What there was, in abundance, were security personnel: police, Secret Service, Homeland Security, TSA, and more. A National Guard contingent of some 15,000 soldiers, mobilized in the wake of the January 6 Capitol attack, had swelled in recent days to more than 25,000. Armed with M4s and pistols, Guardsmen were everywhere downtown. They stood in packs at barricades, in the middle of the road, and outside of an open Starbucks. Some soldiers stood adjacent to homeless encampments—truly a picture of America, at a time when millions have lost jobs and housing because of the coronavirus pandemic.

Heavy fences and security checkpoints dominated the usually bustling streets. In the end, no violence materialized, and the few Trump supporters I spotted were subdued. Dressed in MAGA gear and still waving Trump 2020 flags, they looked lost.

At Black Lives Matter Plaza, in view of the White House and with an hour to go until Biden’s swearing in, the crowd was small but lively. A loudspeaker played Marvin Gaye, Simon & Garfunkel, and Elvis Presley. A woman in a Black Lives Matter T-shirt flew a small kite emblazoned with the words madam vp. Her mask, black with pink letters, read the same. Through steel barricades, past a handful of soldiers and cops, you could still see the hundreds of homemade signs on the fence erected around the White House during the summer’s historic racial justice protests. bye don, one read.
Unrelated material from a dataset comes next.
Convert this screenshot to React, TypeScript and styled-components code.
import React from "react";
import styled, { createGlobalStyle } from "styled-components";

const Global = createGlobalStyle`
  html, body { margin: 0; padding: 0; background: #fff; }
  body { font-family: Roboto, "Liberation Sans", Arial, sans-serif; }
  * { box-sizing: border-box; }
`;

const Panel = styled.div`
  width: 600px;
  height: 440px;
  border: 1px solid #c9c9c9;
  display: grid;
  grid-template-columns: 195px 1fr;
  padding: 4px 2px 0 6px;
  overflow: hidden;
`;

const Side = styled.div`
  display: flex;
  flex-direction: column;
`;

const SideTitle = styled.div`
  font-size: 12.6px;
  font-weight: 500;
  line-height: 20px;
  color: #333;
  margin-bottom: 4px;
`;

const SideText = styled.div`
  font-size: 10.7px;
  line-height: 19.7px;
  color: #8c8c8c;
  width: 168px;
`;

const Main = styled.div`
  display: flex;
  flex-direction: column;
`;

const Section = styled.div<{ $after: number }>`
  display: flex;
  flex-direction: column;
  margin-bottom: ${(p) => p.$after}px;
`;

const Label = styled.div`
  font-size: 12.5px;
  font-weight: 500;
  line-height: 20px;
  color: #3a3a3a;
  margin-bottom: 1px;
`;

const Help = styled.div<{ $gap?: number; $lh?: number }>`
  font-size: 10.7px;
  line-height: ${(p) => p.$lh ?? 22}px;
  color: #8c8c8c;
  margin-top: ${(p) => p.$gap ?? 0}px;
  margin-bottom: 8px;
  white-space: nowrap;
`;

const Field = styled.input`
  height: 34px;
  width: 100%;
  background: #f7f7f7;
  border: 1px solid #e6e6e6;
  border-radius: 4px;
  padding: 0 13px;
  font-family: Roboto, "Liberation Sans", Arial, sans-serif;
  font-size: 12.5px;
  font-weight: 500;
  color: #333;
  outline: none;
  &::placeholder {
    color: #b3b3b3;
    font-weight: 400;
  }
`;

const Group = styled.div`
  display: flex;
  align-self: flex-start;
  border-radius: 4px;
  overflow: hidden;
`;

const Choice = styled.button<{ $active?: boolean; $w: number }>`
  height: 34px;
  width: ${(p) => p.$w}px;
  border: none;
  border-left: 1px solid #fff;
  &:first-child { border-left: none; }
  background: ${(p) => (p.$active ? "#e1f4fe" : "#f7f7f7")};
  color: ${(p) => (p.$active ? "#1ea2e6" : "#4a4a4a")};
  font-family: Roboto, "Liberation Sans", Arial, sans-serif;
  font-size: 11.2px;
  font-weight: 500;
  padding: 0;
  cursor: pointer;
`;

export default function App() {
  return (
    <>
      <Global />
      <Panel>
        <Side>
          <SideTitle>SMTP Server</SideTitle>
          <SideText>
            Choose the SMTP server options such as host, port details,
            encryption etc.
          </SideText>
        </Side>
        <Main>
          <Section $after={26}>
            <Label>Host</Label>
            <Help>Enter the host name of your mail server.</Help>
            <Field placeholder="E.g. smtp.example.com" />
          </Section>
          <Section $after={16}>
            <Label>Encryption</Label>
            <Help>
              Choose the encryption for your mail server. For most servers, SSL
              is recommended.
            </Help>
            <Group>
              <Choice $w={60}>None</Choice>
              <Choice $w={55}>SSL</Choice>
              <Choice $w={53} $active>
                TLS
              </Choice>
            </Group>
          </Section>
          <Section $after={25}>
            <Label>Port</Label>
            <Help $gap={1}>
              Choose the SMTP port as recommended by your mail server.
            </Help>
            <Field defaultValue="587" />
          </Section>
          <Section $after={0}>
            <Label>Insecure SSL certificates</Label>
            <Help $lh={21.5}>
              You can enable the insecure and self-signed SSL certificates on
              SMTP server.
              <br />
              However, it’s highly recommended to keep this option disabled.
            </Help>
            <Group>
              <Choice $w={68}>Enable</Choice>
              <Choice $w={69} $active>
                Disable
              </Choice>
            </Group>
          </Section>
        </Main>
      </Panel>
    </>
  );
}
Earlier in the morning, when Marine One took off from the White House lawn carrying Trump—he was en route to Andrews Air Force Base and then Florida—people in the plaza had danced.
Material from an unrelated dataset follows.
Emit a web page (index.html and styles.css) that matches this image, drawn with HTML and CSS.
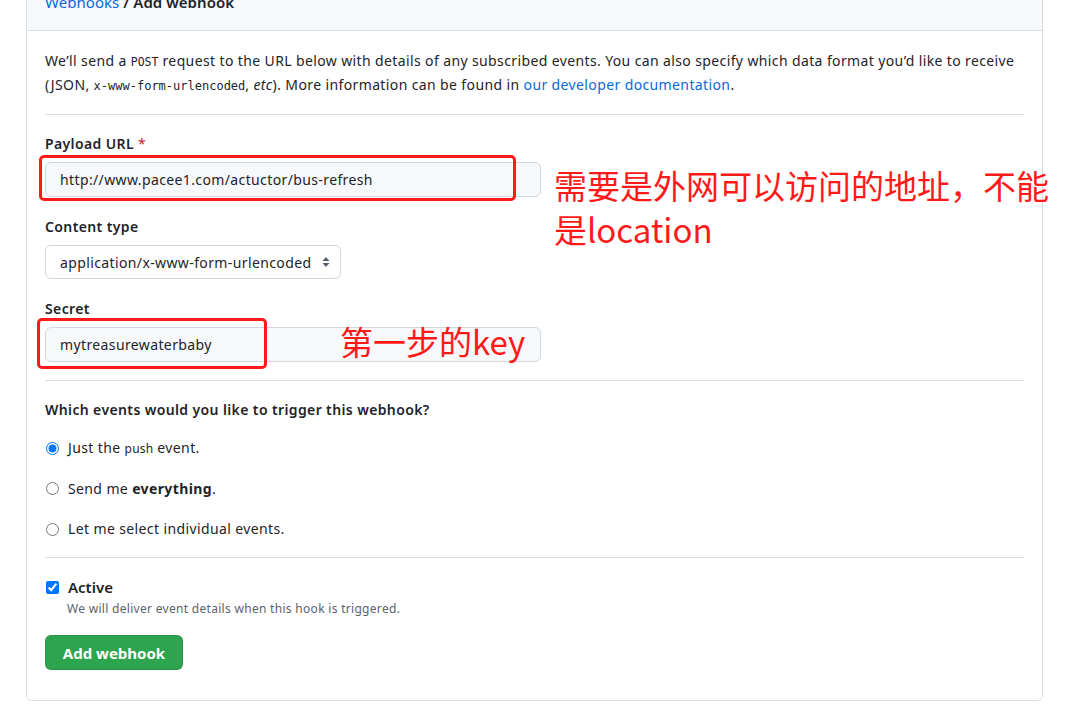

With most people staying home, journalists outnumbered civilians in comic proportion. I listened to one woman, who had traveled from Boise, Idaho, for the inauguration, give interviews to reporters from at least Japan, France, and Romania. (“Joe Biden is going to unify our country,” she told them all.) Compelling imagery was in short supply for photographers, so even the smallest fascination—a woman burning sage and blowing bubbles, say—attracted a dozen or more professional-grade cameras to capture the moment. In the small group of journalists that I buddied up with, we took pictures of journalists taking pictures. One, Jack Crosbie, a writer for Discourse Blog, remarked that he couldn’t believe he’d packed body armor for this.

At the intersection of F Street and 14th Street Northwest, reporters with cameras and microphones formed a wide half-circle around a young woman in a MAGA hat who held forth that the Capitol attack was an inside job instigated by antifa. Even with Trump gone, the press couldn’t help but lavish attention on demonstrably false nonsense.
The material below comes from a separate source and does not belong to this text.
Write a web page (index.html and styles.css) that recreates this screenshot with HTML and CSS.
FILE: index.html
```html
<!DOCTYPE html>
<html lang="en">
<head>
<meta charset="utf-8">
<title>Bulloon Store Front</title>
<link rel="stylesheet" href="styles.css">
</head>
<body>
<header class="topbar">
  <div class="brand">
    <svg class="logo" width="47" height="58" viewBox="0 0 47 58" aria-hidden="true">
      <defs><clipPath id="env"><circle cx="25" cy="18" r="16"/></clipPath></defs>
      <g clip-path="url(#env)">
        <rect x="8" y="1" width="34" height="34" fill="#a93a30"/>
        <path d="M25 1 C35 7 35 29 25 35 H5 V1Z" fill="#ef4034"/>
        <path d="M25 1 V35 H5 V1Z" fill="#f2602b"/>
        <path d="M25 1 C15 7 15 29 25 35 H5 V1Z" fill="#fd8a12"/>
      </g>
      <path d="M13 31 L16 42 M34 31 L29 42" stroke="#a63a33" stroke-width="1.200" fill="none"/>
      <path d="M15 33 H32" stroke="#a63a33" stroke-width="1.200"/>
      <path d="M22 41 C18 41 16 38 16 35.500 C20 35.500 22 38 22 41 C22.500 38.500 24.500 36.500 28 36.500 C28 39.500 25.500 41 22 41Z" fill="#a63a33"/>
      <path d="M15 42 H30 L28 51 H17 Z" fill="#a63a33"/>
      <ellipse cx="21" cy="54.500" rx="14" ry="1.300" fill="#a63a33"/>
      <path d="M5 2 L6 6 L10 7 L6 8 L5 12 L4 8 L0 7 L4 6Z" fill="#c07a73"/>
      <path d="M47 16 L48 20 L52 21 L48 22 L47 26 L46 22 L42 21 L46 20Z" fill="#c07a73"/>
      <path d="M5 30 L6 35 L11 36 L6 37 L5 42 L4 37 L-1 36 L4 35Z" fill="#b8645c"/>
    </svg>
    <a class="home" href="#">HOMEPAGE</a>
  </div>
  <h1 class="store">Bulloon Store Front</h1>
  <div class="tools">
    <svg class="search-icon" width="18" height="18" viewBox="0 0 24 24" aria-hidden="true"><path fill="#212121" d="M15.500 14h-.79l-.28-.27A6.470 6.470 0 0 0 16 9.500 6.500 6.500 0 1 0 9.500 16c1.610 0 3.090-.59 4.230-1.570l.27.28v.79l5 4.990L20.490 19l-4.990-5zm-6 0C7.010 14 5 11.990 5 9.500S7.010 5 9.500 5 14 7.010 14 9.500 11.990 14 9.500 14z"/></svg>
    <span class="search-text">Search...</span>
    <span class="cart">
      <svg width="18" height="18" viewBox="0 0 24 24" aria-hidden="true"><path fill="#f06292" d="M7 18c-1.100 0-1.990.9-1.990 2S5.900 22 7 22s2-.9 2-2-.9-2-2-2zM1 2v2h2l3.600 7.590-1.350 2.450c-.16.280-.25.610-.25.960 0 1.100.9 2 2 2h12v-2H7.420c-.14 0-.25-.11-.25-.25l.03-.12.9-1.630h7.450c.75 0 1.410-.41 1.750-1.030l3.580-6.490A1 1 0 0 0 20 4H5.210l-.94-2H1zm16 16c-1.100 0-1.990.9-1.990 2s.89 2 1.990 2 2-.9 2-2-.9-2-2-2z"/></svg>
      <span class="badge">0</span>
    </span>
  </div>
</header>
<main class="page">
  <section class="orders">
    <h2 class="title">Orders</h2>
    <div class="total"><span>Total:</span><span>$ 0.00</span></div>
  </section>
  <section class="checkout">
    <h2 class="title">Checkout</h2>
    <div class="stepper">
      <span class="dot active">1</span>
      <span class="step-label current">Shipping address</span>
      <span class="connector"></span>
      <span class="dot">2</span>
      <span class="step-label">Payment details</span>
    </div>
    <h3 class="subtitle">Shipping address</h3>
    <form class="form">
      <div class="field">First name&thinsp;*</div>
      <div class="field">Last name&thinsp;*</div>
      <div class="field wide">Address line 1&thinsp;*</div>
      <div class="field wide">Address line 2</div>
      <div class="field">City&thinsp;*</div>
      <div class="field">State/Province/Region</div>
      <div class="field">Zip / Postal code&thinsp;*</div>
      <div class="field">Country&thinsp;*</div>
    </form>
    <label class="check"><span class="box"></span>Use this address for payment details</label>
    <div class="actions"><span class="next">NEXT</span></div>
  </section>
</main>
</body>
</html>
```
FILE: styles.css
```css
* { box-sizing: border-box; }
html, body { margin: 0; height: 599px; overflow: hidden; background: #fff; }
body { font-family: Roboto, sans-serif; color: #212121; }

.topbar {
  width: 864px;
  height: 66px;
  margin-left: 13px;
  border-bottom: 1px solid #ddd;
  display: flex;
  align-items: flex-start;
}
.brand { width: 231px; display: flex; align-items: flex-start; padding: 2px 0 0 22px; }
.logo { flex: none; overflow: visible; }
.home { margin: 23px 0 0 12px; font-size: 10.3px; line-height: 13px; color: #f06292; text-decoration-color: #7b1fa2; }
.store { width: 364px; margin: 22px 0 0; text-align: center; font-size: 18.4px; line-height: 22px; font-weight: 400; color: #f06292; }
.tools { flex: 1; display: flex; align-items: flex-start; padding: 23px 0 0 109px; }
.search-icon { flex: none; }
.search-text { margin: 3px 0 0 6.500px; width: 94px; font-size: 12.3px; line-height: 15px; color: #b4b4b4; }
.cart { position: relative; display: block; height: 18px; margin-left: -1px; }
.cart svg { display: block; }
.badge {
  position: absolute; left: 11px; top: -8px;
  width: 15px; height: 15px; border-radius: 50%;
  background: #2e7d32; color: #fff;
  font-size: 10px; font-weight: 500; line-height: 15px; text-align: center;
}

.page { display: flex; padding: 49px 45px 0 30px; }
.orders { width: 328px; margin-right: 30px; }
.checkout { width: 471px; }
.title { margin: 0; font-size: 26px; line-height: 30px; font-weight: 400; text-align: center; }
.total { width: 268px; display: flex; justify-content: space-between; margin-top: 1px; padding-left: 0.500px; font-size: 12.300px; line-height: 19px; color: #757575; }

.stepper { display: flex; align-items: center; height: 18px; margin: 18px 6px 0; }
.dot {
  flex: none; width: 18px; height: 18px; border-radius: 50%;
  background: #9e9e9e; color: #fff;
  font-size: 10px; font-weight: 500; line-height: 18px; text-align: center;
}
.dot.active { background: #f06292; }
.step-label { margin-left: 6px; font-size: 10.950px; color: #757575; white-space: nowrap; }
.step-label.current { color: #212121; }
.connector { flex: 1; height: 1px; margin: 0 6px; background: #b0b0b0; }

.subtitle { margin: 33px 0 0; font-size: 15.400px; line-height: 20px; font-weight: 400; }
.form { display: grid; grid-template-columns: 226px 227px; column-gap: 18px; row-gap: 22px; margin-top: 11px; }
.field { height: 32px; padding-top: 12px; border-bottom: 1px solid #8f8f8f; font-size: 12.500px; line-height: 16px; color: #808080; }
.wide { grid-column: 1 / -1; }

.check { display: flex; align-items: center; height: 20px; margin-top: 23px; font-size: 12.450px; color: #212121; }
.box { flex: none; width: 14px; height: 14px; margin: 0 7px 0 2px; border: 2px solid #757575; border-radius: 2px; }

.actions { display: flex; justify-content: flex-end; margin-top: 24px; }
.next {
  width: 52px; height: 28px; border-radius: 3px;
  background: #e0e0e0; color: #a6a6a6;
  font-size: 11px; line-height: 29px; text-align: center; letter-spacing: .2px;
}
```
A block from that spot, on 13th Street and just before noon, several hundred people waited to be screened for entrance onto Pennsylvania Avenue, where later they would cheer the new president’s motorcade. More than a mile away, the inauguration ceremony was underway; people in line turned to their phones. Through so many tiny speakers, their audio streams all slightly out of sync with the others, we heard Kamala Harris become vice president and then Joe Biden the 46th president of the United States. “It’s over!” someone cheered. “It’s over!”

“That was awesome,” said a tall man in a gray sweater. “And we were here to see it.”

“Kind of,” he added, glancing at the buildings on both sides of the street.

And that’s how the Biden presidency began for the people of D.C.: Most were at home. Some were in the streets, out of view of the Capitol. Almost no one could participate in person—in a way, one final thing taken by Trump’s tenure as president.

But there was also something gained, in a collective sigh of relief. Those who have lived in D.C. know that the person in the White House can have a profound impact on the mood of the city. For the people I know, that’s meant not just the grief that so many Americans have felt, that knot in our souls that wouldn’t be undone, but the sickening knowledge that we shared air with an avowedly racist and determinedly cruel president and the noxious likes of Stephen Miller, Jared & Ivanka, William Barr, Betsy DeVos, Mike Pompeo, and all the rest. Biden and Harris have their work cut out for them. But on Wednesday that knot loosened slightly, and the city, suddenly, felt cleaner.